Belfast (Kenneth Branaugh, 2021): 1.5/5
A good movie if you’ve only seen 4 or 5 movies


Encanto (Byron Howard, Jared Bush, 2021): 2.5/5
a grandparent apologizing for generational trauma is the most unrealistic thing in all of Disney


All the Old Knives (Janus Metz, 2022): 1/5
Me: Make more movies for adults.
[watches All the Old Knives]
Me: Make them better than this.


The House (Paloma Baeze, 2022): 3/5
Tim Burton by way of Wes Anderson's stop-motion cinema. Enjoyable little flick. The opening segment is far and away the best one, introducing a family living in a modest country cottage in what looks like the 19th century.

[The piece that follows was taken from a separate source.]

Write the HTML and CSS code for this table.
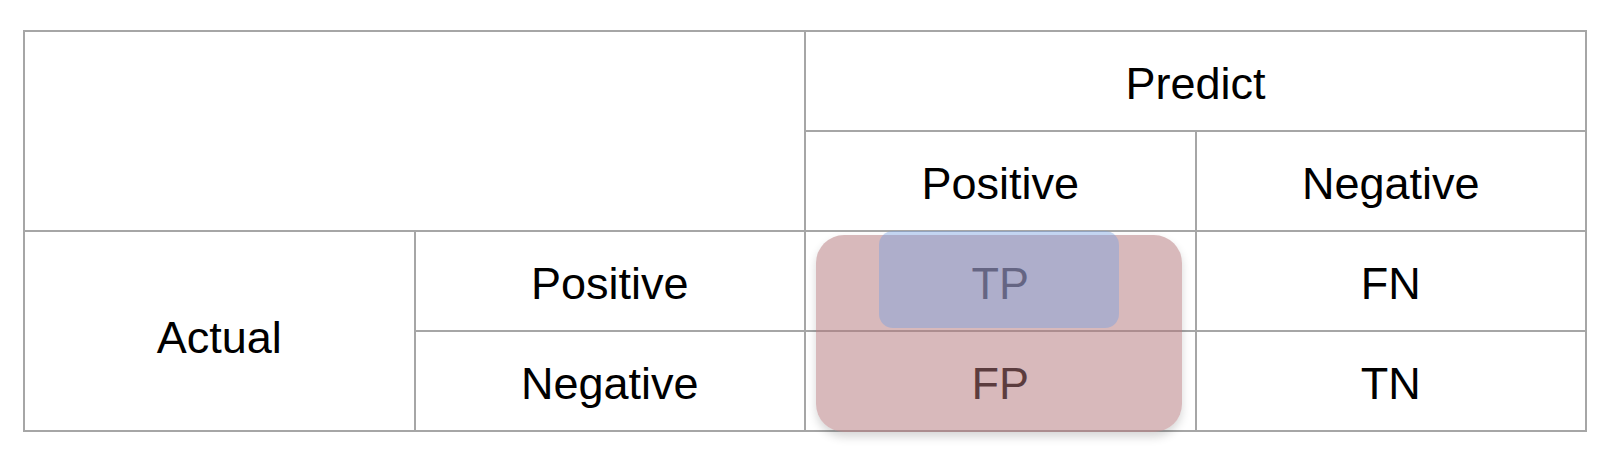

The terror comes from the atmosphere more than specific incidents and builds to an unnerving effect.


Umma (Iris K. Shim, 2022): 1/5
More like ummmmmm uhhhhhh


The Dropout (Elizabeth Meriwether, 2022): 3/5
Elizabeth Holmes...such a copious amount of cringe in one person it's unbelievable.


Nitram (Justin Kurzel, 2021): 1.5/5
Yet another "let's explore the world of this real-life mass murderer." Unnecessary, shallow, and dull.


The Usual Suspects (Byran Singer, 1995): 1.5/5
All this fuss for a bland-on-arrival crime thriller that gets needlessly complicated as it goes along, and then pulls the rug out from under you to reveal that everything in the movie sans the last two minutes was a total fabrication? Amateur hour. I think Roger Ebert put it best: "To the degree that I do understand, I don't care."


The Color of Pomegranates (Sergei Parajanov, 1969): 2/5
Impenetrable symbolism. Impossible narrative to follow. Yes, the aesthetic experience and accomplishment was downright irrefutable, transcendent, etc etc, but the truth is that I never found it anything other than ponderous. In any case, don't let my lack of enthusiasm dissuade you from watching one of the most singular films ever made. This is akin to a sheepish shrug at La traviata because opera just ain't for me. #philistine


Kiki's Delivery Service (Miyazaki, 189): 2.5/5
I realize the cuteness and not just lack but outright eschewal of anything resembling conflict is a huge selling point on Miyazaki, and a reason so many others love and admire his filmography unconditionally. Not me though -  being the miserable kvetch and thief of joy that I am.  But if I completely ignore the existence of this film’s fictional narrative and pretend it’s a master animator’s sketchbook of loosely-related abstractions, I do indeed dig it.


Belladonna of Sadness (Eiichi Yamamoto, 1973): 2/5
I think maybe this picturesque slideshow style just isn’t to my taste, regardless of context - and no, the mature themes here add very little in the way of interest. Was expecting this to jerk the wheel into full-on avant-garde territory at one point during the long psychedelic montage, but it was only a minor distraction—one of many that add up to a frustratingly middling ordeal.


rewatched The Prestige (Christopher Nolan, 2006): 4/5 
inside you there are two magicians. ok, three magicians. alright, three living magicians and hundreds of dead ones.


Police Story 3: Super Cop (Stanley Tong, 1992): 3/5
Stanley Tong makes some interesting choices, namely adding a few more cuts here and there and shooting the fights from a slightly higher angle. It's a bit Westernized. And I'm not a big fan of Jackie getting into a huge gunfight. But then the train/helicopter/motorbike finale happens and all that stuff just doesn't matter anymore.